Note that there are certain things I'm leaving out here. I firmly believe
there is little to no value to "enterprise architecture" type diagrams that
are not generated dynamically. The amount of man hours I've witnessed
ivory tower architects waste on drawing UML diagrams makes my blood boil.
Environments
- Is there a master "environments document" that is autogenerated with
information on the infrastructure?
- What environment is the project designed to run in?
- Linux? What distribution and version? What packages need to be installed?
- Is this project meant to run on a platform-as-a-service? Which one? Heroku?
- Is there a content delivery network necessary for static and media files?
How are the files synced when there is a static files change during
deployment?
- Are there separate servers for the database and web? Are there separate
caching servers? (Obviously this question can scale to many other questions
depending on the infrastructure size.)
- What are the IP addresses of existing servers?

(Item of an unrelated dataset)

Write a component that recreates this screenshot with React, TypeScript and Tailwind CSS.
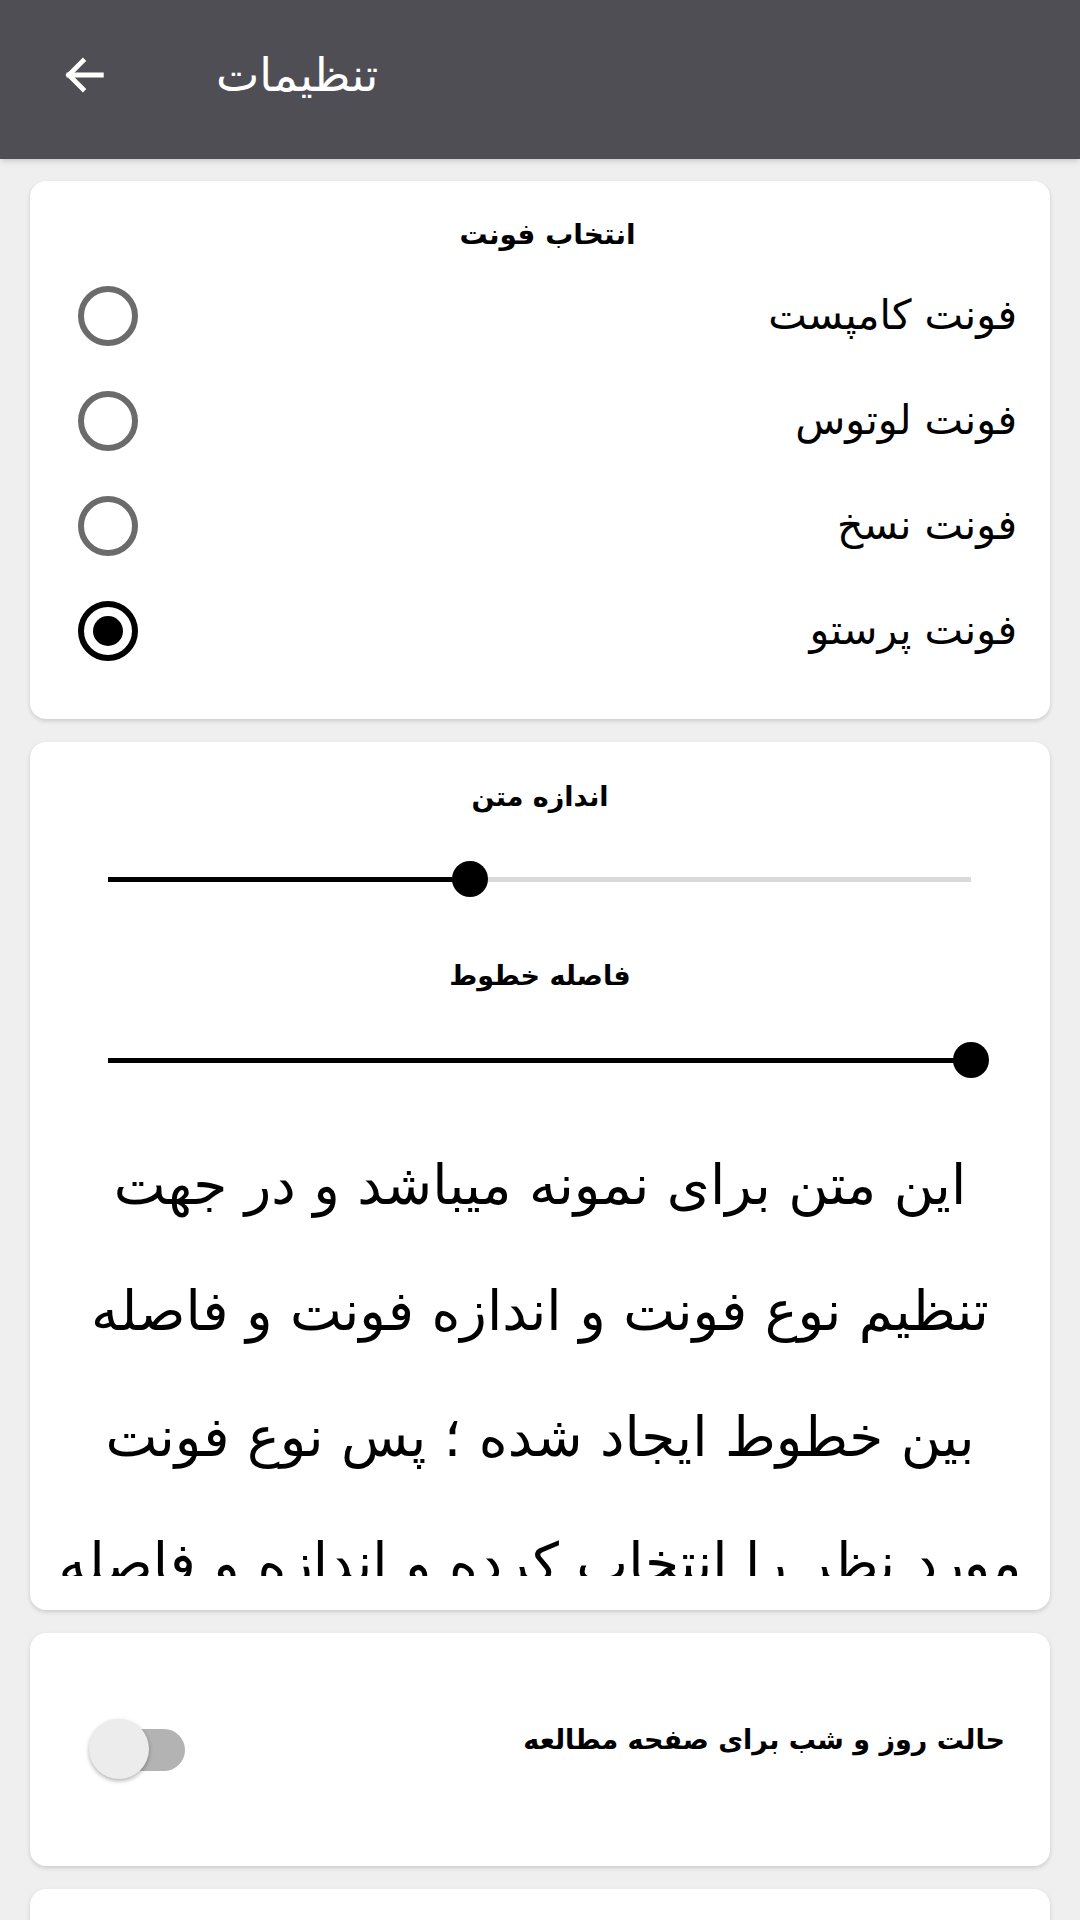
import { useState } from 'react';

const fontStack = { fontFamily: '"DejaVu Sans", "Noto Sans", sans-serif' };

const fonts = ['فونت کامپست', 'فونت لوتوس', 'فونت نسخ', 'فونت پرستو'];

const sampleLines = [
  'این متن برای نمونه میباشد و در جهت',
  'تنظیم نوع فونت و اندازه فونت و فاصله',
  'بین خطوط ایجاد شده ؛ پس نوع فونت',
  'مورد نظر را انتخاب کرده و اندازه و فاصله',
];

function Radio({ checked }: { checked: boolean }) {
  return (
    <span
      className={`flex h-[60px] w-[60px] items-center justify-center rounded-full border-[6px] ${
        checked ? 'border-black' : 'border-[#6b6b6b]'
      }`}
    >
      {checked && <span className="h-[30px] w-[30px] rounded-full bg-black" />}
    </span>
  );
}

function Slider({ value }: { value: number }) {
  return (
    <div className="relative ml-[78px] h-[40px] w-[863px]">
      <div className="absolute left-0 right-0 top-[18px] h-[5px] bg-[#d9d9d9]" />
      <div className="absolute left-0 top-[18px] h-[5px] bg-black" style={{ width: `${value * 100}%` }} />
      <div
        className="absolute top-[2px] h-[36px] w-[36px] -translate-x-1/2 rounded-full bg-black"
        style={{ left: `${value * 100}%` }}
      />
    </div>
  );
}

export default function App() {
  const [selected, setSelected] = useState(3);

  return (
    <div className="min-h-[1920px] w-[1080px] bg-[#efefef]" style={fontStack}>
      <div className="flex h-[159px] items-center bg-[#4f4e54] px-[58px] pb-[10px] shadow-md">
        <svg width="52" height="52" viewBox="0 0 24 24" fill="none" stroke="white" strokeWidth="2.2" strokeLinecap="square">
          <path d="M20 12H5" />
          <path d="M11.5 5.5L5 12l6.5 6.5" />
        </svg>
        <span className="ml-[106px] text-[46px] leading-[60px] text-white">تنظیمات</span>
      </div>

      <div className="flex flex-col gap-[23px] px-[30px] pt-[22px]">
        <div className="rounded-[16px] bg-white pb-[36px] pl-[48px] pr-[33px] pt-[34px] shadow-[0_2px_4px_rgba(0,0,0,0.15)]">
          <div className="h-[40px] text-center text-[28px] font-bold leading-[40px] text-black">انتخاب فونت</div>
          <div className="mt-[8px]">
            {fonts.map((name, i) => (
              <div key={name} className="flex h-[105px] items-center justify-between" onClick={() => setSelected(i)}>
                <Radio checked={selected === i} />
                <span dir="rtl" className="text-[41px] text-black">
                  {name}
                </span>
              </div>
            ))}
          </div>
        </div>

        <div className="flex flex-col items-stretch rounded-[16px] bg-white pb-[34px] pt-[35px] shadow-[0_2px_4px_rgba(0,0,0,0.15)]">
          <div className="h-[40px] text-center text-[27px] font-bold leading-[40px] text-black">اندازه متن</div>
          <div className="mt-[42px]">
            <Slider value={0.42} />
          </div>
          <div className="mt-[57px] h-[40px] text-center text-[27px] font-bold leading-[40px] text-black">فاصله خطوط</div>
          <div className="mt-[44px]">
            <Slider value={1} />
          </div>
          <div dir="rtl" className="mt-[42px] h-[454px] overflow-hidden text-center text-[55px] leading-[126px] text-black">
            {sampleLines.map((line) => (
              <div key={line} className="whitespace-nowrap">
                {line}
              </div>
            ))}
          </div>
        </div>

        <div className="flex h-[233px] items-center justify-between rounded-[16px] bg-white pl-[59px] pr-[45px] shadow-[0_2px_4px_rgba(0,0,0,0.15)]">
          <div className="relative h-[62px] w-[96px]">
            <div className="absolute right-0 top-[10px] h-[42px] w-[70px] rounded-full bg-[#b3b3b3]" />
            <div className="absolute left-0 top-0 h-[60px] w-[60px] rounded-full bg-[#ececec] shadow-[0_2px_4px_rgba(0,0,0,0.3)]" />
          </div>
          <span dir="rtl" className="mb-[18px] text-[27px] font-bold text-black">
            حالت روز و شب برای صفحه مطالعه
          </span>
        </div>

        <div className="h-[80px] rounded-[16px] bg-white shadow-[0_2px_4px_rgba(0,0,0,0.15)]" />
      </div>
    </div>
  );
}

- Are the testing, staging, and production environments in sync? How do you
know if they go out of sync?
Access Rights
- Are the environemnts accessible with a username and password?
- Is a public encryption key in the authorized_keys file needed to login?
Who already has access to add a new key or is there a general key?
- Is root access to a box by SSH denied (as it should be)?
Deployment
- Generally speaking, how is a deployment done?
- Are Fabric, Capistrano (railsless-deploy), or shell scripts used?
- Is Ansible, Salt Stack, Puppet, or Chef used?
- What are the purposes of various users? For example, if there is a
deployment user as well as another general purpose user, which one
should be used for debugging?
Third-party services
Most Django projects combine custom apps with third party services,
such as Twilio, Stripe, New Relic, and Intercom.io, to create a complete
product. Which ones are used in the project, do they fail gracefully when
their APIs are down or inaccessible, and who has admin access rights to
the services?
- What third party services are used with this project?
- How are the third party services tested locally?
- What are the usernames and passwords for the services?